Aujourd’hui j’aurais une envie, l’envie de démêler ce lien à la Terre, de montrer son évidence face à la négation que lui oppose le monde moderne. Il me semble que ce nœud pourrait se défaire en adoptant cinq postures successives :
- Celle de la dualité, qui regarde le monde d’une façon simpliste: l’industriel contre le naturel, le moderne contre le traditionnel, l’extractiviste contre l’écologique, l’occidental contre l’indigène, l’urbain contre le rural, le consumériste contre le sobre, le compétitif contre le collaboratif, le toxique contre le sain, le rapide contre le lent…
- La posture du “toujours plus”, qui veut nous faire croire qu’on n’arrête pas la progrès, et que le progrès c’est du plus, pas du mieux.
- La question du centre du monde : est-ce soi-même ? le genre humain ? la nature dans son ensemble ? le cosmos ? qui est le plus proche de la vérité, l’égocentrisme ou le biocentrisme ?
- La position dans le rang : logique hiérarchique et soumission acceptée, voilà ce qui chapeaute souvent les notions de vérité (scientifique aussi), tout autant que les choix politiques.

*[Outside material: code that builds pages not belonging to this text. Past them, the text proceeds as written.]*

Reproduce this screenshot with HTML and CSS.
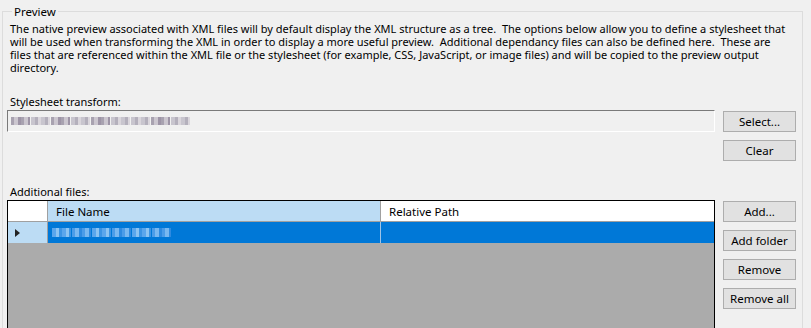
FILE: index.html
```html
<!DOCTYPE html>
<html lang="en">
<head>
    <meta charset="UTF-8">
    <title>Preview settings</title>
    <link rel="stylesheet" href="styles.css">
</head>
<body>
    <fieldset class="group">
        <legend>Preview</legend>
        <div class="desc">
            <div>The native preview associated with XML files will by default display the XML structure as a tree.&nbsp; The options below allow you to define a stylesheet that</div>
            <div>will be used when transforming the XML in order to display a more useful preview.&nbsp; Additional dependancy files can also be defined here.&nbsp; These are</div>
            <div>files that are referenced within the XML file or the stylesheet (for example, CSS, JavaScript, or image files) and will be copied to the preview output</div>
            <div>directory.</div>
        </div>

        <div class="label">Stylesheet transform:</div>
        <div class="row">
            <div class="textbox">
                <span class="blur dark"></span><span class="blur"></span><span class="blur dark"></span><span class="blur"></span><span class="blur dark"></span><span class="blur"></span><span class="blur"></span><span class="blur dark"></span><span class="blur"></span>
            </div>
            <div class="buttons">
                <button>Select...</button>
                <button>Clear</button>
            </div>
        </div>

        <div class="label files-label">Additional files:</div>
        <div class="row">
            <div class="grid">
                <div class="grid-row head">
                    <div class="rowhead"></div>
                    <div class="cell name active">File Name</div>
                    <div class="cell path">Relative Path</div>
                </div>
                <div class="grid-row selected">
                    <div class="rowhead"><span class="arrow"></span></div>
                    <div class="cell name">
                        <span class="blur light"></span><span class="blur"></span><span class="blur light"></span><span class="blur"></span><span class="blur light"></span><span class="blur"></span>
                    </div>
                    <div class="cell path"></div>
                </div>
            </div>
            <div class="buttons">
                <button>Add...</button>
                <button>Add folder</button>
                <button>Remove</button>
                <button>Remove all</button>
            </div>
        </div>
    </fieldset>
</body>
</html>
```

FILE: styles.css
```css
body {
    margin: 0;
    background-color: #f0f0f0;
    font-family: "Noto Sans", "Open Sans", sans-serif;
    font-size: 11px;
    color: #000;
    overflow: hidden;
}
.group {
    margin: 5px 8px 0 2px;
    padding: 0 5px 0 4px;
    border: 1px solid #dcdcdc;
    min-height: 330px;
}
.group legend {
    padding: 0 2px;
    margin-left: 5px;
    line-height: 13px;
    font-size: 11.5px;
}
.desc {
    margin: 4px 0 0 3px;
    white-space: nowrap;
}
.desc div {
    height: 13px;
    line-height: 13px;
}
.label {
    margin: 21px 0 0 3px;
    height: 13px;
    line-height: 13px;
}
.files-label {
    margin-top: 24px;
}
.row {
    display: flex;
    gap: 8px;
    margin-top: 2px;
}
.textbox {
    width: 703px;
    height: 20px;
    border: 1px solid #7a7a7a;
    border-right-color: #fff;
    border-bottom-color: #fff;
    display: flex;
    align-items: center;
    padding-left: 3px;
}
.blur {
    display: inline-block;
    width: 19px;
    height: 8px;
    background: repeating-linear-gradient(90deg, #c8c5ce 0 4px, #b4b0bc 4px 7px, #dad6dc 7px 10px);
    margin-right: 1px;
}
.blur.dark {
    background: repeating-linear-gradient(90deg, #a8a2b0 0 3px, #cbc6cf 3px 7px, #9d94a6 7px 10px);
}
.buttons {
    display: flex;
    flex-direction: column;
    gap: 8px;
    padding-top: 1px;
}
button {
    width: 73px;
    height: 21px;
    padding: 0;
    background-color: #e1e1e1;
    border: 1px solid #adadad;
    font-family: inherit;
    font-size: 11.5px;
    color: #000;
}
.grid {
    width: 706px;
    height: 140px;
    border: 1px solid #000;
    border-bottom: none;
    background-color: #ababab;
}
.grid-row {
    display: flex;
    height: 21px;
}
.grid-row.head {
    height: 20px;
    background-color: #fff;
    border-bottom: 1px solid #a0a0a0;
}
.rowhead {
    width: 40px;
    border-right: 1px solid #a0a0a0;
    display: flex;
    align-items: center;
    padding-left: 7px;
    box-sizing: border-box;
}
.cell {
    display: flex;
    align-items: center;
    padding-left: 8px;
    box-sizing: border-box;
    font-size: 11.5px;
}
.cell.name {
    width: 333px;
    border-right: 1px solid #a0a0a0;
}
.cell.path {
    flex: 1;
}
.head .cell.active {
    background-color: #bcdcf4;
}
.selected .rowhead {
    background-color: #bcdcf4;
}
.selected .cell {
    background-color: #0078d7;
    padding-left: 4px;
}
.selected .cell.name {
    border-right-color: #9fc4e6;
}
.arrow {
    width: 0;
    height: 0;
    border-top: 4px solid transparent;
    border-bottom: 4px solid transparent;
    border-left: 5px solid #222;
}
.selected .blur {
    background: repeating-linear-gradient(90deg, #4b9ce8 0 3px, #79b8f0 3px 7px, #2e8ae0 7px 10px);
    height: 9px;
}
.selected .blur.light {
    background: repeating-linear-gradient(90deg, #5aa6ec 0 4px, #8cc4f2 4px 7px, #3b94e4 7px 10px);
}
```
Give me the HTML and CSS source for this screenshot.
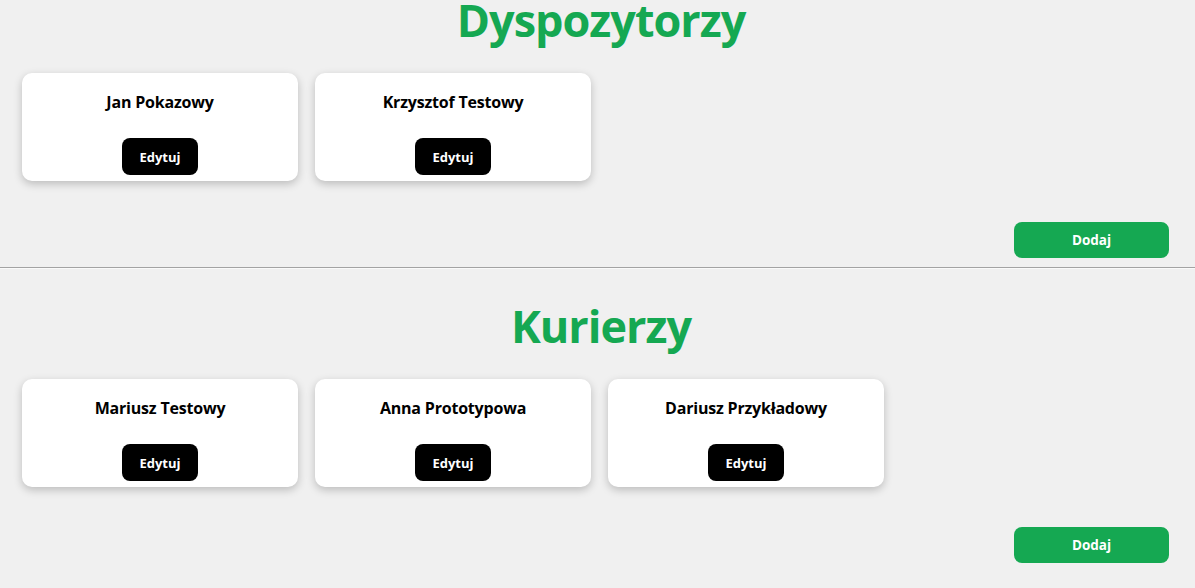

- Et pour finir, allons piocher dans l’inspiration de la nature, car la nature est ce grand tout qui est à l’origine de toute créativité humaine. Le fondement de la créativité est inclus dans la vie même: une idée innovante provient soit de l’observation de la nature, soit d’une introspection profonde dans notre nature, soit d’une intuition sortie spontanément de nos tripes, mais quasiment jamais de notre rationalité ou d’un ordinateur pré-programmé. Il y a dans ce dernier constat une forme d’issue de secours qui nous montre que la nature elle-même nous apporte tout ce que nous sommes, et tout ce que nous serons. La nature, notre nature, génère l’inspiration nécessaire pour surmonter nos problèmes: un vrai remède à l’autodestruction !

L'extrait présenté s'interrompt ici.